#### Listing ####
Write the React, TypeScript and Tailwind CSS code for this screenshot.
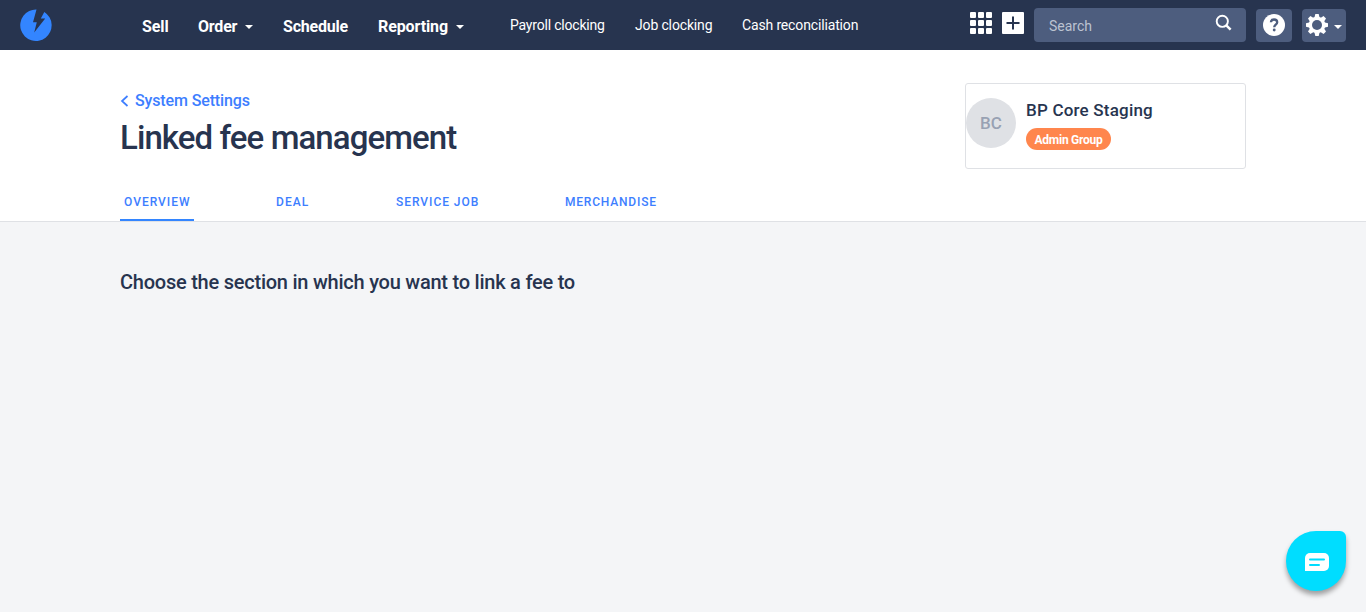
####
#### Listing ####
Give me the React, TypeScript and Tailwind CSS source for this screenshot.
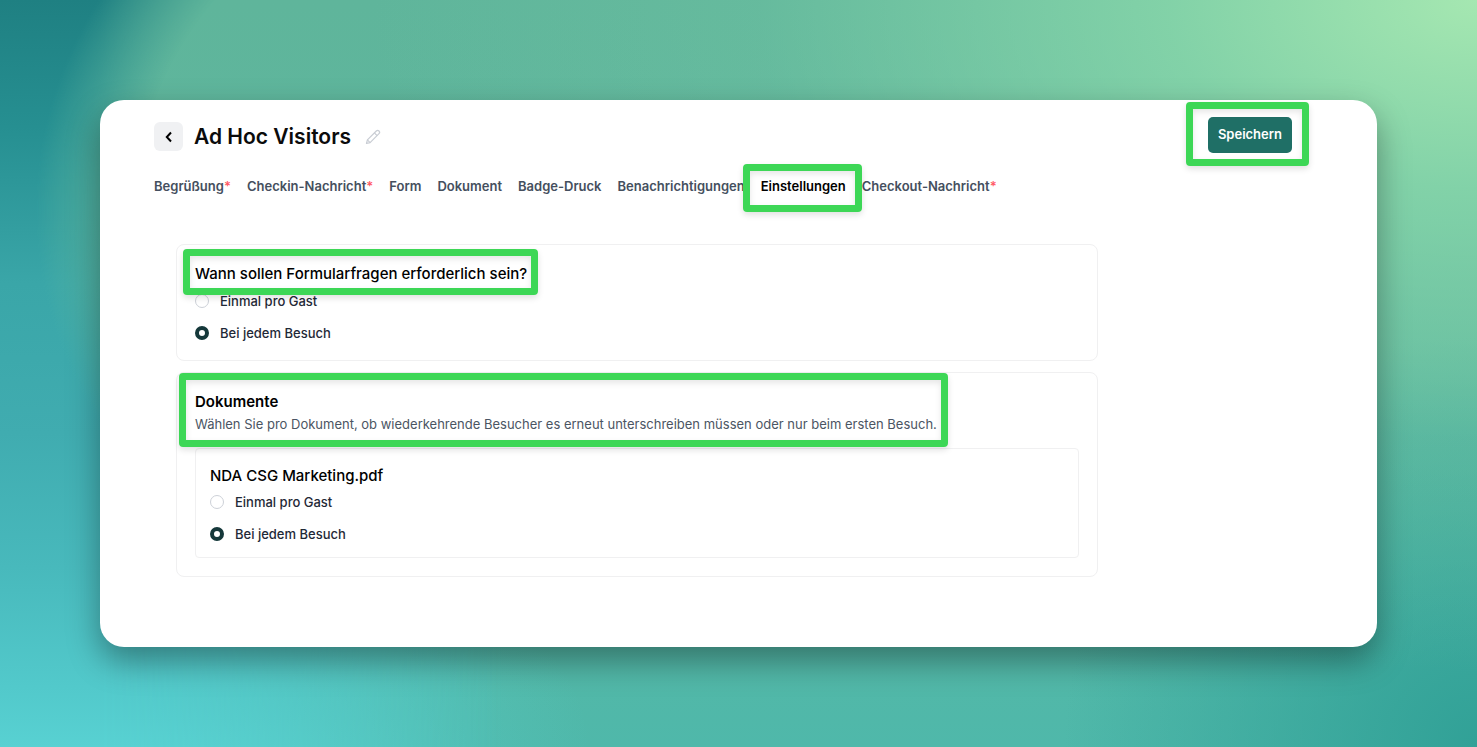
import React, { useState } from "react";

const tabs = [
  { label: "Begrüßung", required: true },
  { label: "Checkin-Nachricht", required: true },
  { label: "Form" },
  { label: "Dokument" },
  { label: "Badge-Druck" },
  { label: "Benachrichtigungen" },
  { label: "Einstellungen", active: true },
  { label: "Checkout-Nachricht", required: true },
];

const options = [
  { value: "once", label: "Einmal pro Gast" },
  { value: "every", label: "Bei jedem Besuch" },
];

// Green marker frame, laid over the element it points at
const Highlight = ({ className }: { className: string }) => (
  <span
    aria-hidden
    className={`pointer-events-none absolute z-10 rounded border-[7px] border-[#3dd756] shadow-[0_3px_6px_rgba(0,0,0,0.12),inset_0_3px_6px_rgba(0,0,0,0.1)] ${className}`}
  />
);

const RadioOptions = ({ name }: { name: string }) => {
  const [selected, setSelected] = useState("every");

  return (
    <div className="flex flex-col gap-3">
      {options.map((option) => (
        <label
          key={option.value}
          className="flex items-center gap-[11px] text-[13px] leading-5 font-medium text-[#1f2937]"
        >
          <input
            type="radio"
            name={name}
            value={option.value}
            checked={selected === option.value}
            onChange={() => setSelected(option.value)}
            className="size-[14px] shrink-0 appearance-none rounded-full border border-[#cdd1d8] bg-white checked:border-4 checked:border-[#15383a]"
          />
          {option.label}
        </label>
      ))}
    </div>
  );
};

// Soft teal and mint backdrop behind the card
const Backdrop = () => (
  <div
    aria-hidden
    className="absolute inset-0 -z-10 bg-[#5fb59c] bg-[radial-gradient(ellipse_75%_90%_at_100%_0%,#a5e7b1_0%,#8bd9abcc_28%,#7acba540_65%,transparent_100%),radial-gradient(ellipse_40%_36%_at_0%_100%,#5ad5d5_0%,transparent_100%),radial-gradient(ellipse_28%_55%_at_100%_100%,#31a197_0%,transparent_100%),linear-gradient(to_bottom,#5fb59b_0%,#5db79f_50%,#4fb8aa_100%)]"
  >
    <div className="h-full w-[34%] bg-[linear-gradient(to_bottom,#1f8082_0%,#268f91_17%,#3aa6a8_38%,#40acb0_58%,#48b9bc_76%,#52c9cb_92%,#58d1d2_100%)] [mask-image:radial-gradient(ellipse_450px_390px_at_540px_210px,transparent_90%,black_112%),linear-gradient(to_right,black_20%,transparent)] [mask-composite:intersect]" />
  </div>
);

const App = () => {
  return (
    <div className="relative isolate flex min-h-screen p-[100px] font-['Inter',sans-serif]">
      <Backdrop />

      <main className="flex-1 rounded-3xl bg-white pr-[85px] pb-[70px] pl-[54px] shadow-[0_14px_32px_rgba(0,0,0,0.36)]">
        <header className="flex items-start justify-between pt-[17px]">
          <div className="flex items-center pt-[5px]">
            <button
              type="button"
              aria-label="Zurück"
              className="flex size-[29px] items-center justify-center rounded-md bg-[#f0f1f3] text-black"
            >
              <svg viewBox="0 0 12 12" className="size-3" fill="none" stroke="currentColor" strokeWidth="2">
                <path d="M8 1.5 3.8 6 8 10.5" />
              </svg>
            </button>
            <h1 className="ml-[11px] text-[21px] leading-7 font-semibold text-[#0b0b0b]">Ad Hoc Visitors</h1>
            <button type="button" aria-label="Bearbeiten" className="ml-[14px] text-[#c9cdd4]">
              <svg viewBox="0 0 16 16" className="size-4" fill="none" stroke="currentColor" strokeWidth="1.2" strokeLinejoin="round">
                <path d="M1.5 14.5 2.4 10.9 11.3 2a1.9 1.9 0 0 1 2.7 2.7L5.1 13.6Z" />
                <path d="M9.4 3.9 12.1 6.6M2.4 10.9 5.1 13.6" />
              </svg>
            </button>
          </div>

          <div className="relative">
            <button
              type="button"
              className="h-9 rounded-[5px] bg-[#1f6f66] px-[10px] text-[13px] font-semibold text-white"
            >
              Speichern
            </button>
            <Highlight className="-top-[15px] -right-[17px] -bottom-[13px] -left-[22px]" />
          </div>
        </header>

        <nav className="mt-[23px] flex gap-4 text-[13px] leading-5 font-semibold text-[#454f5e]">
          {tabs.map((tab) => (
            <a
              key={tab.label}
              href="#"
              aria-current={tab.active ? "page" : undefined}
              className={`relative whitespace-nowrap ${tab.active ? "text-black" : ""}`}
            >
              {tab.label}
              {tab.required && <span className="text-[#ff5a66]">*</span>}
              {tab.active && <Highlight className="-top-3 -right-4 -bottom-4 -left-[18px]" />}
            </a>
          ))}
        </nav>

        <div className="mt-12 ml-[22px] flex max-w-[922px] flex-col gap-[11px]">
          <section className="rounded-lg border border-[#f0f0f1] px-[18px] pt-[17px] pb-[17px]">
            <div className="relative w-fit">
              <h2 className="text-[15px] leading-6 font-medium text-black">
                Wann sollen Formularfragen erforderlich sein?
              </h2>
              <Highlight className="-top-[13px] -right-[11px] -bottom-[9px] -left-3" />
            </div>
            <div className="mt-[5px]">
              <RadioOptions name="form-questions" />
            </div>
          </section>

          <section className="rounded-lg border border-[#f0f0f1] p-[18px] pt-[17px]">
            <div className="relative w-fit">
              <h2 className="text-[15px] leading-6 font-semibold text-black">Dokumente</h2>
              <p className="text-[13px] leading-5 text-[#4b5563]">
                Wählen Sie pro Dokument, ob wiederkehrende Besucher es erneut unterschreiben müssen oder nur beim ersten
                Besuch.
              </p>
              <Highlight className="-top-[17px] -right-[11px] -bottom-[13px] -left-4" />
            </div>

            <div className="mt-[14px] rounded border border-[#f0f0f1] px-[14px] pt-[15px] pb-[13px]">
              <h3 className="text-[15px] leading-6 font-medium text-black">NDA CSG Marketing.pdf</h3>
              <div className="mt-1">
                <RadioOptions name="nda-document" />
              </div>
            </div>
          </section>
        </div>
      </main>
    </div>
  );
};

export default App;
####
◆ Aim ◆
Look through the entries above for the word "React". Copy every line where it shows up.

◆ The solution ◆
Write the React, TypeScript and Tailwind CSS code for this screenshot.
Give me the React, TypeScript and Tailwind CSS source for this screenshot.
import React, { useState } from "react";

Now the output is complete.